Segundo a nota, a decisão foi tomada por maioria, e não por unanimidade.
"Fundamentando a sua decisão, considerou que, da deslocação àquela praia e do que foi possível apurar do que nela ocorreu, apenas resulta que aquele grupo de jovens, numa ação conjunta de grupo, decidiram ir à praia na noite de 14 para 15 de dezembro e sentaram-se numa zona que, embora de areia seca, era suscetível de vir a ser atingida pelas ondas, como se veio a verificar", lê-se na nota.
De acordo com a decisão do Supremo, não ficou provado que o 'dux' João Gouveia tenha desempenhado um papel "influente ou promotor" do ato de exposição ao perigo que levou à morte dos jovens, sendo o seu comportamento "igual" aos dos demais, que acabaram por morrer afogados.

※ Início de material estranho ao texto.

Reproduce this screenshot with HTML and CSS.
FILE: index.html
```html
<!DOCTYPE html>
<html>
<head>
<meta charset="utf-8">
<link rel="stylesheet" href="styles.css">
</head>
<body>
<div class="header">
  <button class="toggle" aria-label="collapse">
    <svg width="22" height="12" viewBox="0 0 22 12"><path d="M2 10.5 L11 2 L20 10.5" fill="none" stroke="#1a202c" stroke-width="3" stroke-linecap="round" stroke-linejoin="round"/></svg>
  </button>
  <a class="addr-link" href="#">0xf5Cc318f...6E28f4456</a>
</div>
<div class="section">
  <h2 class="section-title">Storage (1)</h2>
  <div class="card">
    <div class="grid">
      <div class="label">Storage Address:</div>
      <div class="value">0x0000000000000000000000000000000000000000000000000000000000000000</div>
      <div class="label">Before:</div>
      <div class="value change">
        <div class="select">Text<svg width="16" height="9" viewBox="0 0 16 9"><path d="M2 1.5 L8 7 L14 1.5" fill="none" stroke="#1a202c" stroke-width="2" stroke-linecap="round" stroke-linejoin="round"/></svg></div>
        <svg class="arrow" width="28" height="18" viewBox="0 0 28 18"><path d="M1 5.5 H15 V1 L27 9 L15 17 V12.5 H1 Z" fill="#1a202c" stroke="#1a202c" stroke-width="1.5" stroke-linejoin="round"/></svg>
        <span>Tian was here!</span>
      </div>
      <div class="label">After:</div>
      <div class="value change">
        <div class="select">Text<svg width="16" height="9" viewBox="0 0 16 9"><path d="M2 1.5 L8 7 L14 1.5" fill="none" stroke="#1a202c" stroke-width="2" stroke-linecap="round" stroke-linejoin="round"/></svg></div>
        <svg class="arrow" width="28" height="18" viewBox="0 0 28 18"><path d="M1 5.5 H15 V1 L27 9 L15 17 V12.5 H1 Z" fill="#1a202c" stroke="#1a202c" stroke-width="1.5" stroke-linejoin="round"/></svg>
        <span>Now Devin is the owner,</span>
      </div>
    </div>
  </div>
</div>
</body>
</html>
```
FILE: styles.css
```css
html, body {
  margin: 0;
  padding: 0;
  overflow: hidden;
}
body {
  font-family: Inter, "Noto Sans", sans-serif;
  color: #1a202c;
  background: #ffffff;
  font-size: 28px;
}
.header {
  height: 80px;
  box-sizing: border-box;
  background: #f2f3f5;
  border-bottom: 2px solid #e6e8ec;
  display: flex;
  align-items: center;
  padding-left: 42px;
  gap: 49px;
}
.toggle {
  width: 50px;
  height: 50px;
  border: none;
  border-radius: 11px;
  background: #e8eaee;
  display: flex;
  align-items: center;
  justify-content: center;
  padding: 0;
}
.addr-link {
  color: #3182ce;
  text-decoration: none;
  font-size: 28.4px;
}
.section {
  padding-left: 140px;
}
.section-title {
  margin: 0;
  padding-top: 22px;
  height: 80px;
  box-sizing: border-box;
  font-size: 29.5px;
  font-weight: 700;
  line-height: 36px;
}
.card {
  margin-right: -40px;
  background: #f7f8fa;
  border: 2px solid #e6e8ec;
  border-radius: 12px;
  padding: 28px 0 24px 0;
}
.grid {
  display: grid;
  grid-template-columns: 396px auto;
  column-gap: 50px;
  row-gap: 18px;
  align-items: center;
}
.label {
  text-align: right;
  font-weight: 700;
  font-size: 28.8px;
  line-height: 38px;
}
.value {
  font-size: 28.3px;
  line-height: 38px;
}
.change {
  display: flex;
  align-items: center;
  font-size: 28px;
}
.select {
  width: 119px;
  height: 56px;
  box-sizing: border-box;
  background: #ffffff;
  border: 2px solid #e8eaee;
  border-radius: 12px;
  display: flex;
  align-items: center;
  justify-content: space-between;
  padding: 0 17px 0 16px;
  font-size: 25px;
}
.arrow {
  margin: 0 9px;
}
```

“Também não se provou que a relação existente entre o 'dux' e os restantes jovens fosse uma relação de domínio”, acrescenta.
Supremo considera praxes "fator de risco"

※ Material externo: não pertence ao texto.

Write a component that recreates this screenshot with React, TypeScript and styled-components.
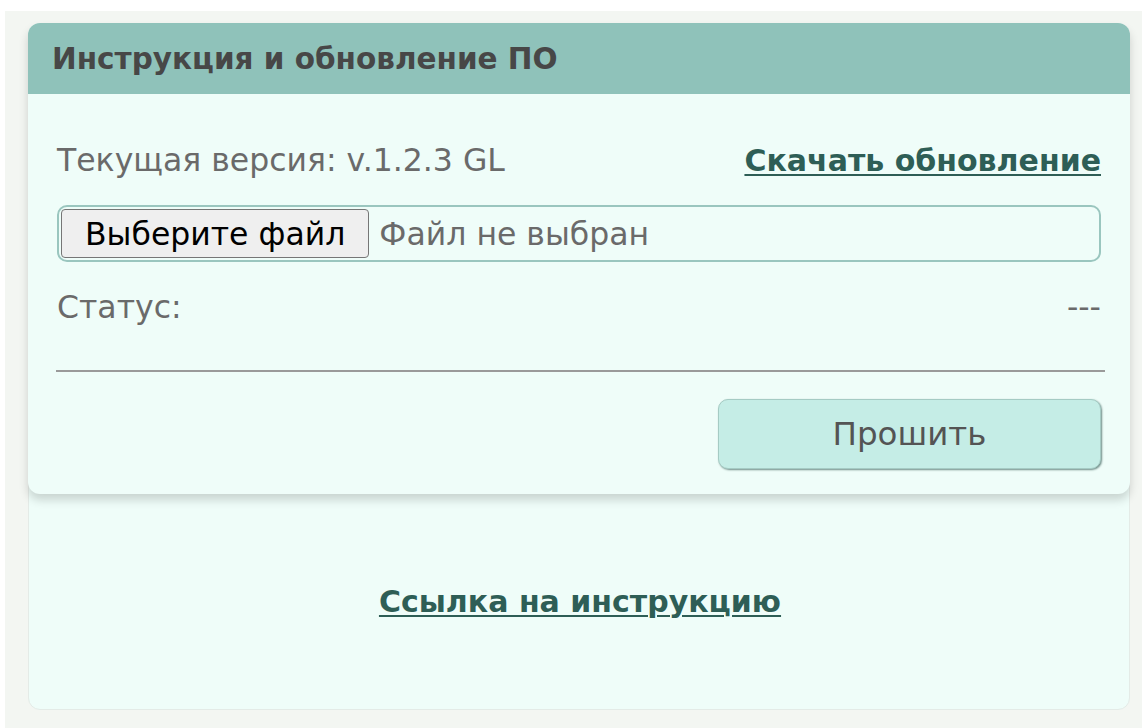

Na nota partilhada com o Notícias ao Minuto, o Supremo fez ainda algumas considerações sobre as praxes, que se tornaram um tema mais 'polémico' desde então, dado o contexto em que a tragédia aconteceu. O STJ sublinha que a existência de praxes pode "constituir uma forma de integração dos novos estudantes na vida académica e de desenvolvimento de sentimentos de camaradagem e solidariedade no seio da universidade", mas, ainda assim, deixa um alerta.

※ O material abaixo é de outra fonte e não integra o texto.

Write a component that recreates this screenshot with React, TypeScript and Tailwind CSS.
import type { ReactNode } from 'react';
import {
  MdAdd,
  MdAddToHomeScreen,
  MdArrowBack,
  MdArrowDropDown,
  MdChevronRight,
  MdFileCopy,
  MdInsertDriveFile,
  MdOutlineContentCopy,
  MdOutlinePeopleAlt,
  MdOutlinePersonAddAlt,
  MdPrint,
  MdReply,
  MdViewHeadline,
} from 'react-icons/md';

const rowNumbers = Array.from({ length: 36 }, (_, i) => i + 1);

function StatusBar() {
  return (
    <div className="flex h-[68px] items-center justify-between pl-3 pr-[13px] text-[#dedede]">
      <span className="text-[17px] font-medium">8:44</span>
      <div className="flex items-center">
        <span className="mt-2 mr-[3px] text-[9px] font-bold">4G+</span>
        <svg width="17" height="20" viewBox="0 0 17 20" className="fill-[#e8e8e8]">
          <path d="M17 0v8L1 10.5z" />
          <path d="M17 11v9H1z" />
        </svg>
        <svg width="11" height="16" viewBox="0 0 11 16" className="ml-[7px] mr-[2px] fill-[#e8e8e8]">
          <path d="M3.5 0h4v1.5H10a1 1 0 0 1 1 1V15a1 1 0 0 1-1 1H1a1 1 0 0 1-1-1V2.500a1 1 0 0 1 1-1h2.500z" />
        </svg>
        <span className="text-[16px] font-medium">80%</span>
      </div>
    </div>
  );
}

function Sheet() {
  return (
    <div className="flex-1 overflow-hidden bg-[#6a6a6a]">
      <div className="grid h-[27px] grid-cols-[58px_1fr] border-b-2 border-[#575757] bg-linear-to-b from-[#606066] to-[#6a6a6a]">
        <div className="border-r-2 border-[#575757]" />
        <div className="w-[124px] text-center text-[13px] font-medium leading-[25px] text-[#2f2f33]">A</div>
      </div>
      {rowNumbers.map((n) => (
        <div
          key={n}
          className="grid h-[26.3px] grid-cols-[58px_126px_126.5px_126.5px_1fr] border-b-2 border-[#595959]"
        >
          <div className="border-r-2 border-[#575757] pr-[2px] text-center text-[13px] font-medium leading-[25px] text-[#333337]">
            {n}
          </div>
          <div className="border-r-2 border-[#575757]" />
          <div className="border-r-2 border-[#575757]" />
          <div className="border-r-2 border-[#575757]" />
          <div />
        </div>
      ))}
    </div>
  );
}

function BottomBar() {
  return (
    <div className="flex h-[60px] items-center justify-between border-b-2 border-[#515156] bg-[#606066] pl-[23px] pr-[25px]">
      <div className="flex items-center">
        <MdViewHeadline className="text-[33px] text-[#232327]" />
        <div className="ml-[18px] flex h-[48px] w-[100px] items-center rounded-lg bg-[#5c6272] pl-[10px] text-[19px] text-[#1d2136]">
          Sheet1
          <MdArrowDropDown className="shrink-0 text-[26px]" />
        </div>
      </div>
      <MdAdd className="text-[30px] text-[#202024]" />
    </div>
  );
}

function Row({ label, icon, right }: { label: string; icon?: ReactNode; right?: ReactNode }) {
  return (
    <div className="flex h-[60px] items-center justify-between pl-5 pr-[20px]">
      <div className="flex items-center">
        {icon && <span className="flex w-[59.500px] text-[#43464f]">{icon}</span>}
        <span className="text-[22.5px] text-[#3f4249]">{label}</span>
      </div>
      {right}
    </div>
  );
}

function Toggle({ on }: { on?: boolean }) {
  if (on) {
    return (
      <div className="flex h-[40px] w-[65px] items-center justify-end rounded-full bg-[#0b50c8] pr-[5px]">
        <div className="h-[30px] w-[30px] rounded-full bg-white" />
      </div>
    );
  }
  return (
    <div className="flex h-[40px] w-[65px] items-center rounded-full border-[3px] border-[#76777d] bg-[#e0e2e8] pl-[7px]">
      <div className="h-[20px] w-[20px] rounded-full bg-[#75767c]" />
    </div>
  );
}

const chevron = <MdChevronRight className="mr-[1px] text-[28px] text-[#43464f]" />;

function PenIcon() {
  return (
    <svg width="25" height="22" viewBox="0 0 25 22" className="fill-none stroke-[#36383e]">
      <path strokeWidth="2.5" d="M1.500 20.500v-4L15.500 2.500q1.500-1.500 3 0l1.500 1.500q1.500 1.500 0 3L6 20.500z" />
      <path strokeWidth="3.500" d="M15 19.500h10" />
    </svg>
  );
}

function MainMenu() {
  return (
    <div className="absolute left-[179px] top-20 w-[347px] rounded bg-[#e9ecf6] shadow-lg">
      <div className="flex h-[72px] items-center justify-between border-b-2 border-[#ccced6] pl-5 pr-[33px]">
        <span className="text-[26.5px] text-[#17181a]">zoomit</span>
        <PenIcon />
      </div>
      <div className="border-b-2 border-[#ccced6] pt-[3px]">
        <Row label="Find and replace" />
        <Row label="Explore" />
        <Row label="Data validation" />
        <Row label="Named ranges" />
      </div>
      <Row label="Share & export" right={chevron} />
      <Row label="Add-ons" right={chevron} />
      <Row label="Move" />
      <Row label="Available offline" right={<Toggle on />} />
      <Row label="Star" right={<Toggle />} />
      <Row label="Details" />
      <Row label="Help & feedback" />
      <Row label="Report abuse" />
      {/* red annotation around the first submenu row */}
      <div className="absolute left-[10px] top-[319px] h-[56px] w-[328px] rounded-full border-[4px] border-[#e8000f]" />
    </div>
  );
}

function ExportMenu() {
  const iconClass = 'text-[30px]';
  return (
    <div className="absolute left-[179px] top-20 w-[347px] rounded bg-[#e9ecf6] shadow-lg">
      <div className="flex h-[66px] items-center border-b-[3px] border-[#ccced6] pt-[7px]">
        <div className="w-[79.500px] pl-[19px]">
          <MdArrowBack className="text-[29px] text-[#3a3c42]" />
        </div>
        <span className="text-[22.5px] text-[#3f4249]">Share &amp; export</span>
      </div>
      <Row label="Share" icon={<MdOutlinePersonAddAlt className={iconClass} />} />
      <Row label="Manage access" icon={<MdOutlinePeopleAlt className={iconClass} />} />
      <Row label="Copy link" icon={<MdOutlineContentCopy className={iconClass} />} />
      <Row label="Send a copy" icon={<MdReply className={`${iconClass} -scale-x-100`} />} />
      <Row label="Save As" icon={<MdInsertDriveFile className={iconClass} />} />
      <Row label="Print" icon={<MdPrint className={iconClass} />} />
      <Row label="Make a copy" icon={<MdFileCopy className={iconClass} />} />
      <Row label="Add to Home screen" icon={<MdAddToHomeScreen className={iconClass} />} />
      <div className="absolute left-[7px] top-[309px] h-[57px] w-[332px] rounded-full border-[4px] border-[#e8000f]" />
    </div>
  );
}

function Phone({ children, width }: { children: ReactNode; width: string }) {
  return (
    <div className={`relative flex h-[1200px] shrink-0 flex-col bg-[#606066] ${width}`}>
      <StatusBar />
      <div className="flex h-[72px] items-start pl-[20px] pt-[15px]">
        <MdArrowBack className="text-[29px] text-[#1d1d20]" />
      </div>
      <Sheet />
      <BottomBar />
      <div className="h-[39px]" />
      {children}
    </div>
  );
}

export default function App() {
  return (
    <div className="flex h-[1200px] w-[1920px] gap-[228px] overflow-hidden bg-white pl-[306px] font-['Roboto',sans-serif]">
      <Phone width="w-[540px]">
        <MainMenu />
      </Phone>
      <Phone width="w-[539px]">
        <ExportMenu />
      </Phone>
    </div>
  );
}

"[A existência de praxe] é um fator de risco para a segurança e liberdade dos estudantes, sendo uma fonte de violações de direitos dos estudantes, aliadas a essas práticas, tais como a violência, a coação física e psicológica, o bullying, o hazing, a criação de situações de perigo ou de discriminação, recaindo sobre as instituições universitárias o dever de adotar medidas e precauções que evitem a violação dos direitos dos estudantes em resultado de atividades praxistas", lê-se na nota.
O Supremo deixa, no entanto, claro, que em relação às ações de praxe que ocorram fora da "jurisdição" das instituições de ensino superior, como neste caso, é reconhecido que as "universidades não têm a possibilidade de adotar medidas de intervenção direta e de aí exercer ações de vigilância e controlo, apenas podendo desenvolver ações preventivas de promoção de uma cultura de respeito, segurança e responsabilidade entre os estudantes, de modo a mitigar os riscos associados às praxes e a fomentar um ambiente universitário que evite más práticas, não existindo, pelo menos à época, um dever jurídico de formalmente regulamentar as atividades de praxe pelas universidades".
O pedido de indemnização
As famílias dos seis jovens reclamavam uma indemnização de 1,3 milhões de euros em ações cíveis contra a Universidade Lusófona e o ex-'dux', mas o acórdão do Tribunal da Relação de Évora, de julho do ano passado, não deu provimento ao recurso da decisão do Tribunal de Setúbal, que, em outubro de 2021, tinha absolvido João Miguel Gouveia e a academia de eventuais responsabilidades cíveis pela tragédia.
Para trás já tinha ficado o processo-crime relacionado com a morte dos seis jovens, que, depois da instrução, foi arquivado em março de 2015 pelo Tribunal de Setúbal, uma decisão confirmada em janeiro de 2016 pelo Tribunal da Relação de Évora.
Segundo o ex-'dux' da Universidade Lusófona, único sobrevivente da tragédia, os estudantes estariam na praia do Meco quando foram arrastados para o mar por uma onda, mas os familiares das vítimas continuam a acreditar que os seis universitários morreram durante uma praxe académica.
As quatro raparigas e os dois rapazes que morreram na praia do Meco faziam parte de um grupo de sete alunos que, no âmbito das atividades da comissão de praxes da Universidade Lusófona, estava a passar o fim de semana numa casa alugada na localidade de Aiana de Cima, também no concelho de Sesimbra.